Condition: Very Good — in Very Good Dust Wrapper.
2nd edition, 1st printing, [First Published: 1977] Contains: Appendices ; Maps; Tables;
From the cover: “This major history fills the void left by the obsolescence of the single-volume histories of South Africa written by men such as Eric Walker and C. W. de Kiewiet, which were much read between the 1930s and the 1960s. It aims to provide a sound basis of organised factual information for the student, supplemented by up-to-date bibliographical guides for the main issues covered in each chapter.

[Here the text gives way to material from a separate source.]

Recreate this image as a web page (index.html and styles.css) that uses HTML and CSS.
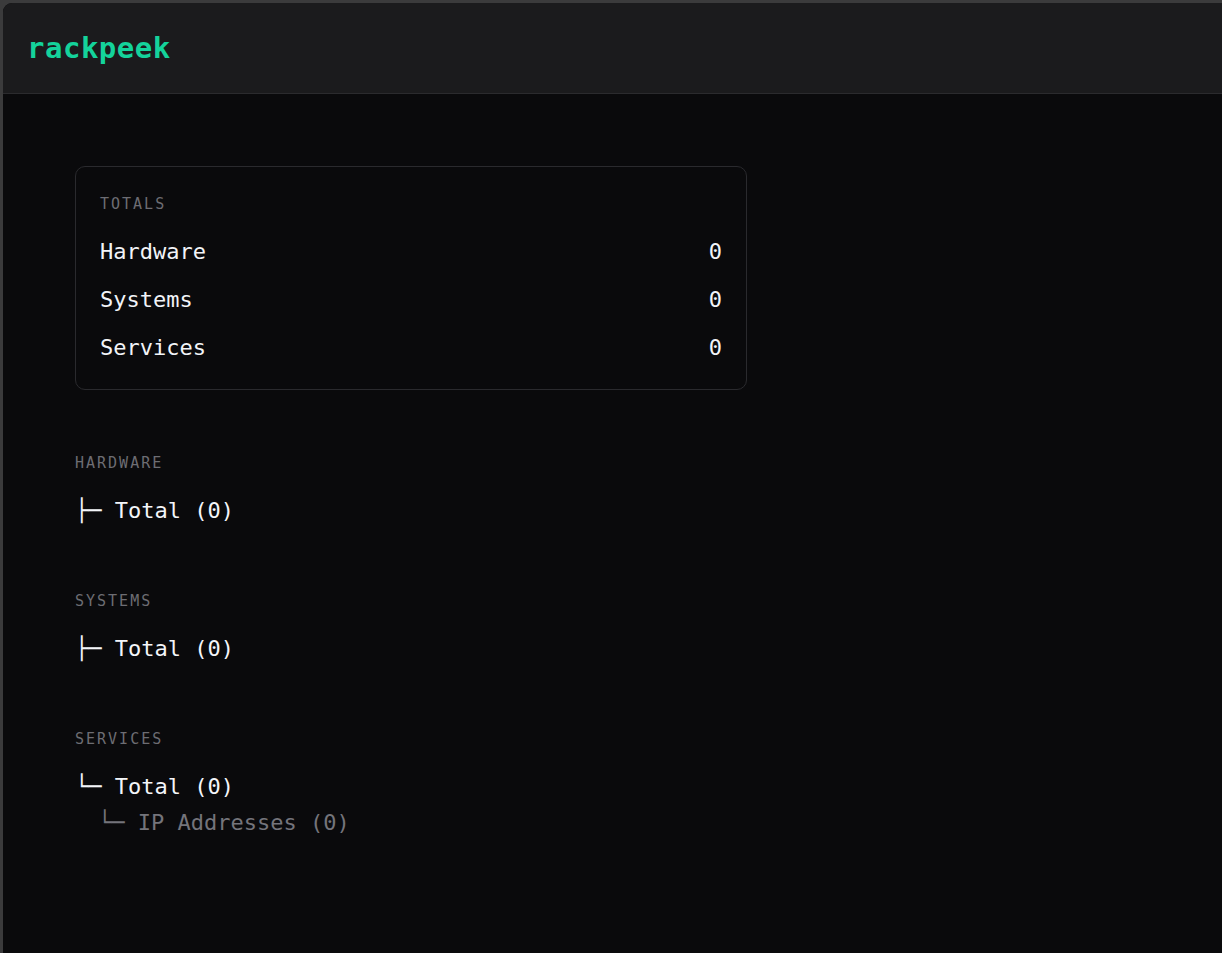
FILE: index.html
```html
<!DOCTYPE html>
<html lang="en">
<head>
<meta charset="utf-8">
<title>rackpeek</title>
<link rel="stylesheet" href="styles.css">
</head>
<body>
<div class="window">
  <header class="topbar">
    <div class="brand">rackpeek</div>
  </header>
  <main class="content">
    <section class="card">
      <div class="label">TOTALS</div>
      <div class="rows">
        <div class="row"><span>Hardware</span><span>0</span></div>
        <div class="row"><span>Systems</span><span>0</span></div>
        <div class="row"><span>Services</span><span>0</span></div>
      </div>
    </section>

    <section class="group">
      <div class="label">HARDWARE</div>
      <div class="tree">
        <div class="node">├─ Total (0)</div>
      </div>
    </section>

    <section class="group">
      <div class="label">SYSTEMS</div>
      <div class="tree">
        <div class="node">├─ Total (0)</div>
      </div>
    </section>

    <section class="group">
      <div class="label">SERVICES</div>
      <div class="tree">
        <div class="node">└─ Total (0)</div>
        <div class="node sub">└─ IP Addresses (0)</div>
      </div>
    </section>
  </main>
</div>
</body>
</html>
```

FILE: styles.css
```css
html, body {
  margin: 0;
  padding: 0;
  height: 100%;
}

body {
  background: #3b3b3c;
  overflow: hidden;
  font-family: "DejaVu Sans Mono", "Liberation Mono", monospace;
}

.window {
  margin: 3px 0 0 3px;
  min-height: 950px;
  background: #0a0a0c;
  border-top-left-radius: 9px;
  overflow: hidden;
}

.topbar {
  height: 91px;
  background: #1b1b1d;
  border-bottom: 1px solid #2b2b2e;
  box-sizing: border-box;
  display: flex;
  align-items: center;
  padding-left: 24px;
}

.brand {
  color: #14d39b;
  font-weight: bold;
  font-size: 29px;
  letter-spacing: 0.5px;
  line-height: 1;
  padding-top: 1px;
}

.content {
  padding: 72px;
  display: flex;
  flex-direction: column;
  align-items: flex-start;
}

.card {
  width: 672px;
  box-sizing: border-box;
  border: 1px solid #2a2a2e;
  border-radius: 10px;
  padding: 25px 24px 23px;
  display: flex;
  flex-direction: column;
}

.label {
  color: #6d6d73;
  font-size: 15px;
  letter-spacing: 2px;
  line-height: 24px;
}

.card .label {
  margin-bottom: 18px;
}

.rows {
  display: flex;
  flex-direction: column;
  gap: 12px;
}

.row {
  display: flex;
  justify-content: space-between;
  color: #f2f4f8;
  font-size: 22px;
  line-height: 36px;
}

.group {
  margin-top: 60px;
  display: flex;
  flex-direction: column;
  gap: 18px;
}

.card + .group {
  margin-top: 61px;
}

.tree {
  display: flex;
  flex-direction: column;
}

.node {
  color: #f4f6fa;
  font-size: 22px;
  line-height: 36px;
  white-space: pre;
}

.node.sub {
  color: #74747b;
  padding-left: 23px;
}
```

The whole range of South African history is covered, from the late stone age through to 1977, but the emphasis is mainly on the twentieth century. All the peoples of South Africa appear in the mainstream of the narrative. For the period before 1910, there are separate chapters on the Mfecane and the Trek, each against its historical background, as well as comparative chapters on African chiefdoms, Boer republics and British colonies. Black-white competition for land and Anglo-Boer competition for sovereignty form the subjects of separate chapters. These are followed by one on unification, which is treated as the culmination of this twofold power struggle. The story from 1910 to 1977 is told mainly chronologically, with the accounts of white and black political activities, the parliamentary and the extra-parliamentary, interspersed. In a concluding section on perspectives the socio-economic picture is described in relation to South Africa’s peculiar institutions, separate development and the colour bar, and the book ends with a brief summary of the current debate between adherents of the ‘conventional wisdom’ and those of the ‘revisionist’ school on how South African history should be interpreted.”